Friday, August 22, 2014
In a recent decision authored by Judge Easterbrook, the 7th Circuit suggested that plaintiffs looking to prove that their case falls under the "home state exception" to CAFA can use sampling and extrapolation to prove their allegations. The case is Myrick v. WellPoint, Inc., 2014 BL 229924, 7th Cir., No. 12-3882 , 8/19/14 (citation is to Bloomberg, the Westlaw cite is 2014 WL 4073065). The case concerns allegations about a health insurance policy sold in Illinois.
Judge Easterbrook, explaining that the burden of proving the home state exception is on the party assserting it in the 7th Circuit, explained a potential procedure as follows:
Counsel for the proposed class assumed that there were only two options: determine the citizenship of every policyholder (expensive) or rely on assumptions (cheap). But there's at least one more option: take a random sample of policyholders (100, say), ascertain the citizenship of each of these on the date the case was removed, and extrapolate to the class as a whole. If the sample yields a lopsided result (say, 90% Illinois citizens or only 50% Illinois citizens) then the outcome is clear without the need for more evidence. (The more lopsided the result, the smaller the sample needed to achieve statistical significance.) If the result is close to the statutory two-thirds line, then do more sampling and hire a statistician to ensure that the larger sample produces a reliable result.
Monday, August 4, 2014
Professors Charlie Silver and David Hyman have posted their latest article, "Double, Double Toil and Trouble: Justice-Talk and the Future of Medical Malpractice Litigation," on SSRN. Their article studies the people behind the cases: the lawyers. It examines the market for legal services and how recent economic changes have impacted that market. Here's the abstract:
It’s not easy being a lawyer. “Biglaw” may not be dead (yet), but major firms have dissolved, filed for bankruptcy, and shed partners and practice groups. Small and mid-sized firms and solo practitioners are facing similar challenges. Some of these developments are attributable to the financial crisis and the Great Recession. Others are the result of structural and technological changes affecting the market for legal services — and those changes have revealed new weaknesses in the business forms through which lawyers have traditionally delivered legal services. To most inhabitants of Biglaw, these changes and challenges are unprecedented, but to lawyers who do medical malpractice and personal injury litigation, market turbulence of this sort is old hat. Over the past three decades, there have been dramatic changes in the market (and demand) for such services. Some of these changes are clearly attributable to legislative action, including caps on noneconomic or total damages, and procedural hurdles such as screening panels, certification requirements, and interlocutory appeals of expert witness reports. But, even in states that have not taken such steps, there has been a long-term secular decline in the volume of medical malpractice litigation. Apart from the highly visible public brawl over the merits of damage caps, these developments have attracted little attention. However, the dynamics are clear to those who wish to pay attention to them. In this Article, we explore these trends, highlight the ways in which they have interacted with one another, and then briefly discuss why it is not helpful to analyze these developments in terms of their impact on “access to justice.”

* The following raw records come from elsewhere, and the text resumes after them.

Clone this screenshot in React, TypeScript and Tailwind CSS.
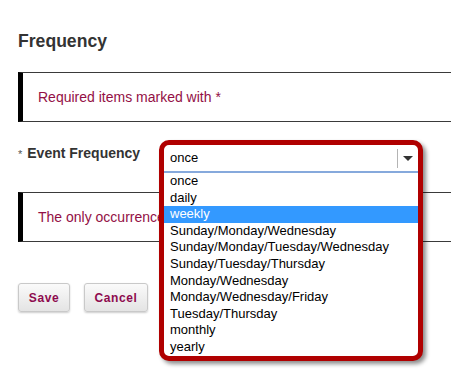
const options = [
  "once",
  "daily",
  "weekly",
  "Sunday/Monday/Wednesday",
  "Sunday/Monday/Tuesday/Wednesday",
  "Sunday/Tuesday/Thursday",
  "Monday/Wednesday",
  "Monday/Wednesday/Friday",
  "Tuesday/Thursday",
  "monthly",
  "yearly",
];

function Message({ text }: { text: string }) {
  return (
    <div className="flex h-[50px] items-center border-y border-l-[5px] border-y-[#3a3a3a] border-l-black pl-[15px] text-[14px] text-[#930f45]">
      {text}
    </div>
  );
}

function App() {
  return (
    <main className="relative h-[377px] w-[451px] overflow-hidden bg-white font-['Liberation_Sans',Arial,sans-serif]">
      <div className="pl-[18px]">
        <h2 className="mt-[31px] text-[17.6px] font-bold leading-[20px] text-[#333]">Frequency</h2>

        <div className="mt-[21px] w-[440px]">
          <Message text="Required items marked with *" />
        </div>

        <div className="mt-[23px] flex h-[16px] items-baseline leading-[16px] text-[#333]">
          <span className="text-[11px] text-[#555]">*</span>
          <span className="ml-[5px] text-[14px] font-bold">Event Frequency</span>
        </div>

        <div className="mt-[31px] w-[440px]">
          <Message text="The only occurrence of this event is on the start date." />
        </div>

        <div className="mt-[41px] flex gap-[14px]">
          <button className="h-[29px] w-[52px] rounded-[3px] border border-[#c9c9c9] bg-gradient-to-b from-[#fafafa] to-[#e4e4e4] text-[12px] font-bold tracking-[0.6px] text-[#8e0b4e] shadow-[0_1px_2px_rgba(0,0,0,0.2)]">
            Save
          </button>
          <button className="h-[29px] w-[64px] rounded-[3px] border border-[#c9c9c9] bg-gradient-to-b from-[#fafafa] to-[#e4e4e4] text-[12px] font-bold tracking-[0.6px] text-[#8e0b4e] shadow-[0_1px_2px_rgba(0,0,0,0.2)]">
            Cancel
          </button>
        </div>
      </div>

      <div className="absolute left-[159px] top-[140px] z-10 w-[264px] rounded-[10px] border-[5px] border-[#b00000] bg-white shadow-[3px_3px_4px_rgba(0,0,0,0.45)]">
        <div className="flex h-[26px] items-center">
          <span className="flex-1 pl-[6px] text-[13px] text-black">once</span>
          <div className="flex h-[19px] w-[21px] items-center justify-center border-l border-[#b4b4b4]">
            <svg width="10" height="5" viewBox="0 0 10 5">
              <path d="M0 0 H10 L5 5 Z" fill="#333" />
            </svg>
          </div>
        </div>
        <div className="h-[2px] bg-[#86a9dc]" />
        <ul className="text-[13px] leading-[16.6px] text-black">
          {options.map((o) => (
            <li key={o} className={o === "weekly" ? "h-[16.6px] bg-[#3399ff] pl-[6px] text-white" : "h-[16.6px] pl-[6px]"}>
              {o}
            </li>
          ))}
        </ul>
      </div>
    </main>
  );
}

export default App;
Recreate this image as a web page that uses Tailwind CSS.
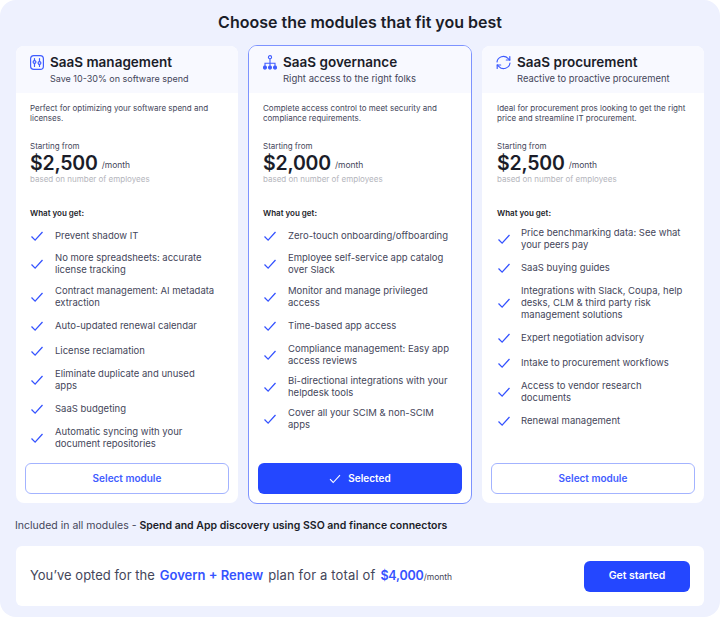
<!DOCTYPE html>
<html lang="en">
<head>
    <meta charset="UTF-8">
    <title>Choose the modules</title>
    <script src="https://cdn.jsdelivr.net/npm/@tailwindcss/browser@4"></script>
</head>
<body class="bg-white font-['Inter',sans-serif] text-[#1b1d29]">
    <div class="w-[720px] h-[617px] bg-[#eef1fe] rounded-[16px] px-4 overflow-hidden">
        <h1 class="h-[46px] pt-[12px] text-center text-[16px] leading-[20px] font-semibold">Choose the modules that fit you best</h1>

        <div class="grid grid-cols-[222px_222px_222px] gap-[11px] h-[457px]">
            <!-- SaaS management -->
            <div class="flex flex-col bg-white rounded-[8px] overflow-hidden">
                <div class="h-[47px] bg-[#f8f9ff] pl-[14px] pt-[9px]">
                    <div class="flex items-center gap-[6px] h-[15px]">
                        <svg class="w-[14px] h-[15px] shrink-0" viewBox="0 0 14 15" fill="none" stroke="#3f5cff" stroke-width="1.2" stroke-linecap="round">
                            <rect x="0.6" y="0.6" width="12.8" height="13.8" rx="3.2"/>
                            <path d="M4.5 3.5v2M4.5 8.5v3M9.5 3.5v3M9.5 9.5v2"/>
                            <circle cx="4.5" cy="7" r="1.4"/>
                            <circle cx="9.5" cy="8" r="1.4"/>
                        </svg>
                        <span class="text-[13.5px] leading-[15px] font-semibold">SaaS management</span>
                    </div>
                    <p class="ml-[20px] mt-[3px] text-[9px] leading-[12px] text-[#44465a]">Save 10-30% on software spend</p>
                </div>
                <div class="flex flex-col flex-1 px-[14px] pb-[9px]">
                    <p class="mt-[10px] text-[8px] leading-[10px] text-[#44465a]">Perfect for optimizing your software spend and licenses.</p>
                    <p class="mt-[18px] text-[8px] leading-[10px] text-[#44465a]">Starting from</p>
                    <p class="flex items-center gap-[4px] h-[24px] leading-[24px]"><span class="text-[19.5px] font-semibold tracking-[-0.2px]">$2,500</span><span class="pt-[4px] text-[8.5px] text-[#44465a]">/month</span></p>
                    <p class="-mt-[1px] text-[8px] leading-[10px] text-[#b4b5bc]">based on number of employees</p>
                    <p class="mt-[24px] text-[8px] leading-[10px] font-semibold">What you get:</p>
                    <ul class="mt-[9px] flex flex-col gap-[8.4px] text-[9.5px] leading-[12px] text-[#44465a]">
                        <li class="flex items-center gap-[11px] min-h-[17px]"><svg class="w-[14px] h-[12px] shrink-0" viewBox="0 0 14 12" fill="none" stroke="#3553ff" stroke-width="1.3"><path d="M1.5 6.5l3.6 3.6L12.5 2"/></svg><span>Prevent shadow IT</span></li>
                        <li class="flex items-center gap-[11px] min-h-[17px]"><svg class="w-[14px] h-[12px] shrink-0" viewBox="0 0 14 12" fill="none" stroke="#3553ff" stroke-width="1.3"><path d="M1.5 6.5l3.6 3.6L12.5 2"/></svg><span>No more spreadsheets: accurate license tracking</span></li>
                        <li class="flex items-center gap-[11px] min-h-[17px]"><svg class="w-[14px] h-[12px] shrink-0" viewBox="0 0 14 12" fill="none" stroke="#3553ff" stroke-width="1.3"><path d="M1.5 6.5l3.6 3.6L12.5 2"/></svg><span>Contract management: AI metadata extraction</span></li>
                        <li class="flex items-center gap-[11px] min-h-[17px]"><svg class="w-[14px] h-[12px] shrink-0" viewBox="0 0 14 12" fill="none" stroke="#3553ff" stroke-width="1.3"><path d="M1.5 6.5l3.6 3.6L12.5 2"/></svg><span>Auto-updated renewal calendar</span></li>
                        <li class="flex items-center gap-[11px] min-h-[17px]"><svg class="w-[14px] h-[12px] shrink-0" viewBox="0 0 14 12" fill="none" stroke="#3553ff" stroke-width="1.3"><path d="M1.5 6.5l3.6 3.6L12.5 2"/></svg><span>License reclamation</span></li>
                        <li class="flex items-center gap-[11px] min-h-[17px]"><svg class="w-[14px] h-[12px] shrink-0" viewBox="0 0 14 12" fill="none" stroke="#3553ff" stroke-width="1.3"><path d="M1.5 6.5l3.6 3.6L12.5 2"/></svg><span>Eliminate duplicate and unused<br>apps</span></li>
                        <li class="flex items-center gap-[11px] min-h-[17px]"><svg class="w-[14px] h-[12px] shrink-0" viewBox="0 0 14 12" fill="none" stroke="#3553ff" stroke-width="1.3"><path d="M1.5 6.5l3.6 3.6L12.5 2"/></svg><span>SaaS budgeting</span></li>
                        <li class="flex items-center gap-[11px] min-h-[17px]"><svg class="w-[14px] h-[12px] shrink-0" viewBox="0 0 14 12" fill="none" stroke="#3553ff" stroke-width="1.3"><path d="M1.5 6.5l3.6 3.6L12.5 2"/></svg><span>Automatic syncing with your document repositories</span></li>
                    </ul>
                    <button class="mt-auto h-[31px] -mx-[5px] rounded-[6px] border-[1.5px] border-[#a3b3ff] bg-white text-[10px] font-semibold text-[#3f5cff]">Select module</button>
                </div>
            </div>

            <!-- SaaS governance (selected) -->
            <div class="flex flex-col bg-white rounded-[9px] overflow-hidden border border-[#7d93ff] -m-px">
                <div class="h-[47px] bg-[#f8f9ff] pl-[14px] pt-[9px]">
                    <div class="flex items-center gap-[6px] h-[15px]">
                        <svg class="w-[14px] h-[15px] shrink-0" viewBox="0 0 14 15" fill="none" stroke="#3f5cff" stroke-width="1.1">
                            <circle cx="7" cy="2.2" r="1.6"/>
                            <path d="M7 4v8M2 12V8.2h10V12"/>
                            <circle cx="2" cy="12.6" r="1.5" fill="#3f5cff"/>
                            <circle cx="7" cy="12.6" r="1.5" fill="#3f5cff"/>
                            <circle cx="12" cy="12.6" r="1.5" fill="#3f5cff"/>
                        </svg>
                        <span class="text-[13.5px] leading-[15px] font-semibold">SaaS governance</span>
                    </div>
                    <p class="ml-[20px] mt-[3px] text-[9.5px] leading-[12px] text-[#44465a]">Right access to the right folks</p>
                </div>
                <div class="flex flex-col flex-1 px-[14px] pb-[9px]">
                    <p class="mt-[10px] text-[8px] leading-[10px] text-[#44465a]">Complete access control to meet security and compliance requirements.</p>
                    <p class="mt-[18px] text-[8px] leading-[10px] text-[#44465a]">Starting from</p>
                    <p class="flex items-center gap-[4px] h-[24px] leading-[24px]"><span class="text-[19.5px] font-semibold tracking-[-0.2px]">$2,000</span><span class="pt-[4px] text-[8.5px] text-[#44465a]">/month</span></p>
                    <p class="-mt-[1px] text-[8px] leading-[10px] text-[#b4b5bc]">based on number of employees</p>
                    <p class="mt-[24px] text-[8px] leading-[10px] font-semibold">What you get:</p>
                    <ul class="mt-[9px] flex flex-col gap-[8.4px] text-[9.5px] leading-[12px] text-[#44465a]">
                        <li class="flex items-center gap-[11px] min-h-[17px]"><svg class="w-[14px] h-[12px] shrink-0" viewBox="0 0 14 12" fill="none" stroke="#3553ff" stroke-width="1.3"><path d="M1.5 6.5l3.6 3.6L12.5 2"/></svg><span>Zero-touch onboarding/offboarding</span></li>
                        <li class="flex items-center gap-[11px] min-h-[17px]"><svg class="w-[14px] h-[12px] shrink-0" viewBox="0 0 14 12" fill="none" stroke="#3553ff" stroke-width="1.3"><path d="M1.5 6.5l3.6 3.6L12.5 2"/></svg><span>Employee self-service app catalog over Slack</span></li>
                        <li class="flex items-center gap-[11px] min-h-[17px]"><svg class="w-[14px] h-[12px] shrink-0" viewBox="0 0 14 12" fill="none" stroke="#3553ff" stroke-width="1.3"><path d="M1.5 6.5l3.6 3.6L12.5 2"/></svg><span>Monitor and manage privileged access</span></li>
                        <li class="flex items-center gap-[11px] min-h-[17px]"><svg class="w-[14px] h-[12px] shrink-0" viewBox="0 0 14 12" fill="none" stroke="#3553ff" stroke-width="1.3"><path d="M1.5 6.5l3.6 3.6L12.5 2"/></svg><span>Time-based app access</span></li>
                        <li class="flex items-center gap-[11px] min-h-[17px]"><svg class="w-[14px] h-[12px] shrink-0" viewBox="0 0 14 12" fill="none" stroke="#3553ff" stroke-width="1.3"><path d="M1.5 6.5l3.6 3.6L12.5 2"/></svg><span>Compliance management: Easy app access reviews</span></li>
                        <li class="flex items-center gap-[11px] min-h-[17px]"><svg class="w-[14px] h-[12px] shrink-0" viewBox="0 0 14 12" fill="none" stroke="#3553ff" stroke-width="1.3"><path d="M1.5 6.5l3.6 3.6L12.5 2"/></svg><span>Bi-directional integrations with your helpdesk tools</span></li>
                        <li class="flex items-center gap-[11px] min-h-[17px]"><svg class="w-[14px] h-[12px] shrink-0" viewBox="0 0 14 12" fill="none" stroke="#3553ff" stroke-width="1.3"><path d="M1.5 6.5l3.6 3.6L12.5 2"/></svg><span>Cover all your SCIM &amp; non-SCIM apps</span></li>
                    </ul>
                    <button class="mt-auto h-[31px] -mx-[5px] rounded-[6px] bg-[#2447ff] text-[10px] font-semibold text-white flex items-center justify-center gap-[7px]"><svg class="w-[12px] h-[10px]" viewBox="0 0 12 10" fill="none" stroke="#fff" stroke-width="1.1"><path d="M1 5.2l3.2 3.3L11 1.2"/></svg>Selected</button>
                </div>
            </div>

            <!-- SaaS procurement -->
            <div class="flex flex-col bg-white rounded-[8px] overflow-hidden">
                <div class="h-[47px] bg-[#f8f9ff] pl-[14px] pt-[9px]">
                    <div class="flex items-center gap-[6px] h-[15px]">
                        <svg class="w-[15px] h-[15px] shrink-0" viewBox="0 0 15 15" fill="none" stroke="#3f5cff" stroke-width="1.2" stroke-linecap="round" stroke-linejoin="round">
                            <path d="M1 7a6.4 6.4 0 0 1 11-3.6L13.7 5"/>
                            <path d="M13.8 1.5V5h-3.5"/>
                            <path d="M14 8a6.4 6.4 0 0 1-11 3.6L1.3 10"/>
                            <path d="M1.2 13.5V10h3.5"/>
                        </svg>
                        <span class="text-[13.5px] leading-[15px] font-semibold">SaaS procurement</span>
                    </div>
                    <p class="ml-[21px] mt-[3px] text-[9.4px] leading-[12px] text-[#44465a]">Reactive to proactive procurement</p>
                </div>
                <div class="flex flex-col flex-1 pl-[15px] pr-[14px] pb-[9px]">
                    <p class="mt-[10px] text-[8px] leading-[10px] text-[#44465a]">Ideal for procurement pros looking to get the right price and streamline IT procurement.</p>
                    <p class="mt-[18px] text-[8px] leading-[10px] text-[#44465a]">Starting from</p>
                    <p class="flex items-center gap-[4px] h-[24px] leading-[24px]"><span class="text-[19.5px] font-semibold tracking-[-0.2px]">$2,500</span><span class="pt-[4px] text-[8.5px] text-[#44465a]">/month</span></p>
                    <p class="-mt-[1px] text-[8px] leading-[10px] text-[#b4b5bc]">based on number of employees</p>
                    <p class="mt-[24px] text-[8px] leading-[10px] font-semibold">What you get:</p>
                    <ul class="mt-[9px] flex flex-col gap-[8.4px] text-[9.5px] leading-[12px] text-[#44465a]">
                        <li class="flex items-center gap-[10px] min-h-[17px]"><svg class="w-[14px] h-[12px] shrink-0" viewBox="0 0 14 12" fill="none" stroke="#3553ff" stroke-width="1.3"><path d="M1.5 6.5l3.6 3.6L12.5 2"/></svg><span>Price benchmarking data: See what your peers pay</span></li>
                        <li class="flex items-center gap-[10px] min-h-[17px]"><svg class="w-[14px] h-[12px] shrink-0" viewBox="0 0 14 12" fill="none" stroke="#3553ff" stroke-width="1.3"><path d="M1.5 6.5l3.6 3.6L12.5 2"/></svg><span>SaaS buying guides</span></li>
                        <li class="flex items-center gap-[10px] min-h-[17px]"><svg class="w-[14px] h-[12px] shrink-0" viewBox="0 0 14 12" fill="none" stroke="#3553ff" stroke-width="1.3"><path d="M1.5 6.5l3.6 3.6L12.5 2"/></svg><span>Integrations with Slack, Coupa, help desks, CLM &amp; third party risk management solutions</span></li>
                        <li class="flex items-center gap-[10px] min-h-[17px]"><svg class="w-[14px] h-[12px] shrink-0" viewBox="0 0 14 12" fill="none" stroke="#3553ff" stroke-width="1.3"><path d="M1.5 6.5l3.6 3.6L12.5 2"/></svg><span>Expert negotiation advisory</span></li>
                        <li class="flex items-center gap-[10px] min-h-[17px]"><svg class="w-[14px] h-[12px] shrink-0" viewBox="0 0 14 12" fill="none" stroke="#3553ff" stroke-width="1.3"><path d="M1.5 6.5l3.6 3.6L12.5 2"/></svg><span>Intake to procurement workflows</span></li>
                        <li class="flex items-center gap-[10px] min-h-[17px]"><svg class="w-[14px] h-[12px] shrink-0" viewBox="0 0 14 12" fill="none" stroke="#3553ff" stroke-width="1.3"><path d="M1.5 6.5l3.6 3.6L12.5 2"/></svg><span>Access to vendor research documents</span></li>
                        <li class="flex items-center gap-[10px] min-h-[17px]"><svg class="w-[14px] h-[12px] shrink-0" viewBox="0 0 14 12" fill="none" stroke="#3553ff" stroke-width="1.3"><path d="M1.5 6.5l3.6 3.6L12.5 2"/></svg><span>Renewal management</span></li>
                    </ul>
                    <button class="mt-auto h-[31px] -ml-[6px] -mr-[5px] rounded-[6px] border-[1.5px] border-[#a3b3ff] bg-white text-[10px] font-semibold text-[#3f5cff]">Select module</button>
                </div>
            </div>
        </div>

        <p class="mt-[16px] -ml-px h-[13px] text-[10.5px] leading-[13px] text-[#44465a]">Included in all modules - <span class="font-semibold text-[#1b1d29]">Spend and App discovery using SSO and finance connectors</span></p>

        <div class="mt-[14px] h-[60px] bg-white rounded-[6px] flex items-center justify-between px-[14px]">
            <p class="flex items-baseline text-[13px] text-[#44465a]">
                <span>You’ve opted for the</span>
                <span class="ml-[5px] font-semibold text-[#3553ff]">Govern + Renew</span>
                <span class="ml-[5px] tracking-[0.15px]">plan for a total of</span>
                <span class="ml-[5px] text-[12.5px] tracking-[-0.2px] font-semibold text-[#3553ff]">$4,000</span>
                <span class="text-[8.5px]">/month</span>
            </p>
            <button class="w-[106px] h-[31px] rounded-[6px] bg-[#2447ff] text-[10.5px] font-semibold text-white">Get started</button>
        </div>
    </div>
</body>
</html>
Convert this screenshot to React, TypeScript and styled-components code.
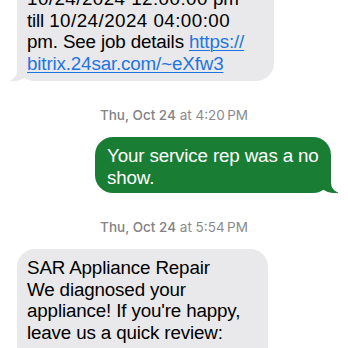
import React from "react";
import styled, { createGlobalStyle } from "styled-components";

const Global = createGlobalStyle`
  html, body { margin: 0; padding: 0; background: #ffffff; }
  body { width: 348px; height: 348px; overflow: hidden; font-family: "Liberation Sans", Arial, sans-serif; }
`;

const Thread = styled.div`
  display: flex;
  flex-direction: column;
  margin-top: -20px;
  padding: 0 17px 0 17px;
`;

const Stamp = styled.div`
  align-self: center;
  font-family: Inter, "Liberation Sans", sans-serif;
  font-size: 13.5px;
  line-height: 17px;
  color: #8a8a8e;
  margin: 26px 0 13px;
  b { font-weight: 500; color: #828286; }
`;

const Bubble = styled.div<{ $me?: boolean; $w: number; $more?: boolean }>`
  position: relative;
  z-index: 0;
  box-sizing: border-box;
  width: ${(p) => p.$w}px;
  align-self: ${(p) => (p.$me ? "flex-end" : "flex-start")};
  background: ${(p) => (p.$me ? "#197d34" : "#e9e9eb")};
  color: ${(p) => (p.$me ? "#ffffff" : "#000000")};
  border-radius: 18px;
  padding: ${(p) => (p.$me ? "8px 12px 5px 12px" : "8px 12px 7px 10px")};
  padding-bottom: ${(p) => (p.$more ? "40px" : undefined)};
  font-size: 18.8px;
  letter-spacing: -0.15px;
  line-height: 21.5px;
  white-space: nowrap;

  &::before {
    content: "";
    position: absolute;
    z-index: -1;
    bottom: 0;
    ${(p) => (p.$me ? "right: -7px;" : "left: -7px;")}
    width: 20px;
    height: 22px;
    background: ${(p) => (p.$me ? "#197d34" : "#e9e9eb")};
    ${(p) =>
      p.$me
        ? "border-bottom-left-radius: 16px 14px;"
        : "border-bottom-right-radius: 16px 14px;"}
  }
  &::after {
    content: "";
    position: absolute;
    z-index: -1;
    bottom: 0;
    ${(p) => (p.$me ? "right: -26px;" : "left: -26px;")}
    width: 26px;
    height: 22px;
    background: #ffffff;
    ${(p) =>
      p.$me
        ? "border-bottom-left-radius: 10px;"
        : "border-bottom-right-radius: 10px;"}
  }
`;

const Num = styled.span`
  letter-spacing: 0.45px;
`;

const Link = styled.span`
  color: #1f74e3;
  text-decoration: underline;
  text-decoration-thickness: 1px;
  text-underline-offset: 2px;
`;

export default function App() {
  return (
    <>
      <Global />
      <Thread>
        <Bubble $w={257}>
          <Num>10/24/2024 12:00:00</Num> pm
          <br />
          till <Num>10/24/2024 04:00:00</Num>
          <br />
          pm. See job details <Link>https://</Link>
          <br />
          <Link>bitrix.24sar.com/~eXfw3</Link>
        </Bubble>
        <Stamp>
          <b>Thu, Oct 24</b> at 4:20{"\u2009"}PM
        </Stamp>
        <Bubble $me $w={236}>
          Your service rep was a no
          <br />
          show.
        </Bubble>
        <Stamp>
          <b>Thu, Oct 24</b> at 5:54{"\u2009"}PM
        </Stamp>
        <Bubble $w={251} $more>
          SAR Appliance Repair
          <br />
          We diagnosed your
          <br />
          appliance! If you're happy,
          <br />
          leave us a quick review:
        </Bubble>
      </Thread>
    </>
  );
}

Professor Linda Mullenix has posted a new article titled "Designing Compensatory Funds: In Search of First Principles" on SSRN. It takes on several high-profile compensation funds and may have something of interest to say about how GM is designing its own compensation fund. Here's the abstract:
The World Trade Center Victims’ Compensation Fund of 2001 ushered in a new age of fund approaches to resolving claims for mass disasters in the United States. Since then, numerous funds have been created following several mass events injuring large numbers of claimants. The Gulf Coast Claims Facility, created in the immediate aftermath of the BP Deepwater Horizon oil platform explosion, represented a further expansion of fund design and operation. The funds that have been implemented since 2001, including the World Trade Center Fund, have been the object of both praise as well as criticism. Notably, all these funds have been designed and implemented after the events giving rise to a universe of mass claimants. This article suggests that the policy recommendations for future fund design largely fail to address antecedent threshold questions about the nature of the events giving rise to possible recourse to a fund for compensation of claims. Although such compensation funds have been intended to provide an alternative to the tort compensation system and to operate largely outside the purview of the judicial system, instead most fund designs have relied on tort notions of corrective justice that mimic the tort system. However, many funds have in practice entailed mixed theories of corrective and distributive justice, confusing the purpose, utility, and goals of such funds. This article asks fundamental questions about the goals of such funds and whether and to what extent disaster compensation funds comport with theories of justice. It suggests that certain types of mass disaster events ought not to be resolved through fund auspices at all, while only a limited universe of communitarian harms should give rise to such a response. Finally, a communitarian fund designed ex-ante might more fairly be based on theories of distributive justice based on an egalitarian social welfare norm.